Performance budget
A performance budget is a set of enforced limits on metrics that affect site speed — the mechanism that turns “ship fewer bytes” into a gate the build can fail. It is the practical hinge of this wiki’s domain (“front-end byte budgets”): page-weight and bundle-size are what you measure; the budget is the line you refuse to cross.
Three kinds (performance-budgets-101)
- Quantity-based — total page weight, request count, JS bundle size, max image/font size, number of third-party-resources. Simple, byte-oriented; but doesn’t capture when resources load.
- Milestone timings — FCP, Time to Interactive, and similar.
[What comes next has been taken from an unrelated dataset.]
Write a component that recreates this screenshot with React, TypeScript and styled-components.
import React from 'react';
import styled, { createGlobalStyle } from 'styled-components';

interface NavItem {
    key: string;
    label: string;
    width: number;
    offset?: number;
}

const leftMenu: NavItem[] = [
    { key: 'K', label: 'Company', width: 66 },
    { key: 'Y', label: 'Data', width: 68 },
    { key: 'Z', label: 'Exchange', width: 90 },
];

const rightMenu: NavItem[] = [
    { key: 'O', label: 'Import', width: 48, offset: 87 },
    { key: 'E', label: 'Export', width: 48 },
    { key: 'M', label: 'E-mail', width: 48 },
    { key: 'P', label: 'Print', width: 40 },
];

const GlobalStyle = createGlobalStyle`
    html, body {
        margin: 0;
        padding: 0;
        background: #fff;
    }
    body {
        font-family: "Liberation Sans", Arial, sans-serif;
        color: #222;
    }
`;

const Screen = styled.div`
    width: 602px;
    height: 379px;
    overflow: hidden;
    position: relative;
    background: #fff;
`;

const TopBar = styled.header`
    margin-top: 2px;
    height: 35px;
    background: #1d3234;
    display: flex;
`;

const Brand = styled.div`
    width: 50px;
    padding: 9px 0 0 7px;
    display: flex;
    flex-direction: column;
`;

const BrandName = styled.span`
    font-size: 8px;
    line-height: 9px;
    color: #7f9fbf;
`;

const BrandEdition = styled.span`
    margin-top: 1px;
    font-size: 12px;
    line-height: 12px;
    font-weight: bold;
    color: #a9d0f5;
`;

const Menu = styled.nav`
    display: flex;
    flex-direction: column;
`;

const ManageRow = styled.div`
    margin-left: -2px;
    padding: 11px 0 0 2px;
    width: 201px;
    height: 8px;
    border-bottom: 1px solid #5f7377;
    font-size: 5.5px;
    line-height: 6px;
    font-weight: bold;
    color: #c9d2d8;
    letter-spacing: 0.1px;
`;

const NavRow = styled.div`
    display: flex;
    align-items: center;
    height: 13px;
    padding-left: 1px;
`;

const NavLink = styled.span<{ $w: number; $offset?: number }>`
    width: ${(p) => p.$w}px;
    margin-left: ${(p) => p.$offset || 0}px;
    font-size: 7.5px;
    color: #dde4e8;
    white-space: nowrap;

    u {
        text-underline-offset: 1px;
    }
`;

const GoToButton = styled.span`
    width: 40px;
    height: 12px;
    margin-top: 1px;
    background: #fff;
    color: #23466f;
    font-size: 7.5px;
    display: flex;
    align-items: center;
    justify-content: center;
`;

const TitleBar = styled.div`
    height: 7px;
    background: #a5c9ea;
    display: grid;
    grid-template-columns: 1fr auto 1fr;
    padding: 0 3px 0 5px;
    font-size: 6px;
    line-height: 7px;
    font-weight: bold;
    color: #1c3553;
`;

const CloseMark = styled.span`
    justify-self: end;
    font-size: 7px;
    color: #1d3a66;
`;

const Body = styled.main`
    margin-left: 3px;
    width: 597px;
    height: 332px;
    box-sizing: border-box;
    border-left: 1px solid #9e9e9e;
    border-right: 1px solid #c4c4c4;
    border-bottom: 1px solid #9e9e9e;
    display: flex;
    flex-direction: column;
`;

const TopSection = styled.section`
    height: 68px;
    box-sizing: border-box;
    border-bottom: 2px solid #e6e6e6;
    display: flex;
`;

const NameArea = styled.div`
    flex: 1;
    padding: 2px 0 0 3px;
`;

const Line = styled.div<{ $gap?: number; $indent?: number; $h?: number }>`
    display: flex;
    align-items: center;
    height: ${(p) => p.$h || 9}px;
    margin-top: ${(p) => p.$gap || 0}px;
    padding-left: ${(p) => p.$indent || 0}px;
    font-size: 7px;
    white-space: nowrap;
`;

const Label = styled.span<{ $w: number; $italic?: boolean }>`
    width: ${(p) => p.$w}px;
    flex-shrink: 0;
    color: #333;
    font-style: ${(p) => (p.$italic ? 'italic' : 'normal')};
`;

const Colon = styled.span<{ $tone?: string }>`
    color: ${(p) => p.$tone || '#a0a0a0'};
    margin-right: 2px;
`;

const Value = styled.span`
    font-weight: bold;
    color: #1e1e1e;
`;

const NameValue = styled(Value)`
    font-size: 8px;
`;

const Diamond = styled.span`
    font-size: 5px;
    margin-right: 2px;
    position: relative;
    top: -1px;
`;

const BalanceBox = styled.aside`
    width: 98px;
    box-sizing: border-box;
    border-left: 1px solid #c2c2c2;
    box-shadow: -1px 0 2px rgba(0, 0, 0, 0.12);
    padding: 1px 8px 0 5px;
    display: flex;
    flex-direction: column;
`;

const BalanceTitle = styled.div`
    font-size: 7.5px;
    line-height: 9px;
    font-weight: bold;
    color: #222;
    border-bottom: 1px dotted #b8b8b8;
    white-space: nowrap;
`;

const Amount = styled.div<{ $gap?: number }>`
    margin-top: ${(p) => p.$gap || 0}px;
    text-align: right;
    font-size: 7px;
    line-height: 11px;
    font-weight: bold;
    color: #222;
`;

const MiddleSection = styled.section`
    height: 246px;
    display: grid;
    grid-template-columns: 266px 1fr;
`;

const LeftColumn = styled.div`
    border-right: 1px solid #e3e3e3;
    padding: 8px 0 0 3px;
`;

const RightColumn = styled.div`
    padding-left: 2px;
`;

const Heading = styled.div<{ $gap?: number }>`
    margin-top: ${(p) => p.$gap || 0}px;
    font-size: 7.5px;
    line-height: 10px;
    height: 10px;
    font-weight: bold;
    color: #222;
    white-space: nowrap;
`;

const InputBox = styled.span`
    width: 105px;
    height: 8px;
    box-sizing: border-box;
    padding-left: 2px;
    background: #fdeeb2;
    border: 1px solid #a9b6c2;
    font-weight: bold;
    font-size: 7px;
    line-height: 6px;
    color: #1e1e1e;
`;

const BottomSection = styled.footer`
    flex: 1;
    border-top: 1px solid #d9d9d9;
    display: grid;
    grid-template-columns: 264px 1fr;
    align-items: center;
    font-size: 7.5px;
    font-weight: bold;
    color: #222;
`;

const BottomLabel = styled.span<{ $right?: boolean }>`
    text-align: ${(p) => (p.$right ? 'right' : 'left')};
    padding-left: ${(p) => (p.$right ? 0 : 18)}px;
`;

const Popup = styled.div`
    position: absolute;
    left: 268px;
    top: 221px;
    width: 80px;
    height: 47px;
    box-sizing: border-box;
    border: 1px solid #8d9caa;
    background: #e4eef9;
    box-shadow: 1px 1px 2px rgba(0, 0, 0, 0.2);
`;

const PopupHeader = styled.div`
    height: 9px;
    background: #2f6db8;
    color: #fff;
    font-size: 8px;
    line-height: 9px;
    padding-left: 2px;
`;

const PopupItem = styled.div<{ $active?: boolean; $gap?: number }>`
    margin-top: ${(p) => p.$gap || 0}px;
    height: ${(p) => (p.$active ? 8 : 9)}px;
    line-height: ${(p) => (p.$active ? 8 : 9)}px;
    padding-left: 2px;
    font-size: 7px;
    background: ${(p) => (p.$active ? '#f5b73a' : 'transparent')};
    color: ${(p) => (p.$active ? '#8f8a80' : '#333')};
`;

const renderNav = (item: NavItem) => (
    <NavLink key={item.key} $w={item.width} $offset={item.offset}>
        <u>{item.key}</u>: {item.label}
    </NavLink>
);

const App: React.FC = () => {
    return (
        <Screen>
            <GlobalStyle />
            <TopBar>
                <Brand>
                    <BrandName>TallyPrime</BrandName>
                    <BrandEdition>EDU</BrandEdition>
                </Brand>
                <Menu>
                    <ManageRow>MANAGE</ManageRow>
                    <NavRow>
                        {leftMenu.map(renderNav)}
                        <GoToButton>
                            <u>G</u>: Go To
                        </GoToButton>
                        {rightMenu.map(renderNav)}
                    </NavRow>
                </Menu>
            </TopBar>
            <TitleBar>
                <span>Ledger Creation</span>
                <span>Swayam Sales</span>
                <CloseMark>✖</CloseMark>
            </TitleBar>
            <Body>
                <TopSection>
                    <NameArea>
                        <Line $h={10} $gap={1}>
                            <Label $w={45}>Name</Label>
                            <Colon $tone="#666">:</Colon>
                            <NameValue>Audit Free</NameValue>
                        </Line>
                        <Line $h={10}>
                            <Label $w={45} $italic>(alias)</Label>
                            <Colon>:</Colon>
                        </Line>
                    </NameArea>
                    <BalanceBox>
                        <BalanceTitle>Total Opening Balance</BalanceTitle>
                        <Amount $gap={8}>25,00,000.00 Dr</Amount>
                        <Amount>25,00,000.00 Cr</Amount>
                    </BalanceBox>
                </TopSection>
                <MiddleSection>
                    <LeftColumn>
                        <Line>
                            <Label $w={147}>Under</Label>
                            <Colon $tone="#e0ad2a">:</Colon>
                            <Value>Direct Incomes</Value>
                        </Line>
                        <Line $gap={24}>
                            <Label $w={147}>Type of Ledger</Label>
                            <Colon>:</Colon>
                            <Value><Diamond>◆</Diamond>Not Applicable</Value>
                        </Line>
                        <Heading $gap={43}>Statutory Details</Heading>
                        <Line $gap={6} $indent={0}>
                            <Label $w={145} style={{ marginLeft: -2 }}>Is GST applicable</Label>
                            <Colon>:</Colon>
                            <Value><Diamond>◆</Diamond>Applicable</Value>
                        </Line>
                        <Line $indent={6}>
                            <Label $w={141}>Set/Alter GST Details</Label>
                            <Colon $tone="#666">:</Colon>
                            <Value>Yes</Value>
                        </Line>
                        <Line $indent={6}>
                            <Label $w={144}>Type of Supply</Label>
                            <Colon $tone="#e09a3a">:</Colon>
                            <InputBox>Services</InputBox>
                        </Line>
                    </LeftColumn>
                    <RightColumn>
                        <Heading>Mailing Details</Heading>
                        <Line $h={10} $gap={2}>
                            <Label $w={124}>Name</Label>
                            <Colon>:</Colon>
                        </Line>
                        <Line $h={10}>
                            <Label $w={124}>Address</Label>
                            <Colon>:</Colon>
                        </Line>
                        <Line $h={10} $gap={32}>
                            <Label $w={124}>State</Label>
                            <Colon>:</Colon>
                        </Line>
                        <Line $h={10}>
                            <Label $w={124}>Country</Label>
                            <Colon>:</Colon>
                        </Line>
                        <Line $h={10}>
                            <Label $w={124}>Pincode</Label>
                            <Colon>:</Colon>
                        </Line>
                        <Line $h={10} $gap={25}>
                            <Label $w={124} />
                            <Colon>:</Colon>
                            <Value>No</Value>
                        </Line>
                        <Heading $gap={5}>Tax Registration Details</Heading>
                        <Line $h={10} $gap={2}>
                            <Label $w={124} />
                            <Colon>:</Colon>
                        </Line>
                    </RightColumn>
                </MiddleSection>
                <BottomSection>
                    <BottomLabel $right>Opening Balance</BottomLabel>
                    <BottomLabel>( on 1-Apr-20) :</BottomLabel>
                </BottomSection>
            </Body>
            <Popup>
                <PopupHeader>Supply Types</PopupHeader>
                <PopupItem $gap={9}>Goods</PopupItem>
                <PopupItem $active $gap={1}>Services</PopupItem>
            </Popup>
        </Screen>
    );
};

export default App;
- Rule-based scores — e.g. a Lighthouse performance score floor.
Default targets
web.dev’s baseline (real device, 3G): < 5 s to interactive and < 170 KB compressed critical-path resources. That 170 KB sits between landing-page-14kb‘s 14 KB first-RTT rule and the 2,652 KB median (page-weight) — a pragmatic middle, scoped to the critical path rather than the first packet.
Enforcement
A budget only works if exceeding it breaks CI: Lighthouse CI, the bundlesize library, Webpack performance hints. Over budget → optimize, remove, or block the addition.
Place in the wiki
The budget is the active counterpart to the wiki’s descriptive concepts: it operates on page-weight/bundle-size, constrains third-party-resources, and aims at good core-web-vitals. See synthesis — minimalism becomes a discipline (a budget), not just a one-off feat (the 14 KB page).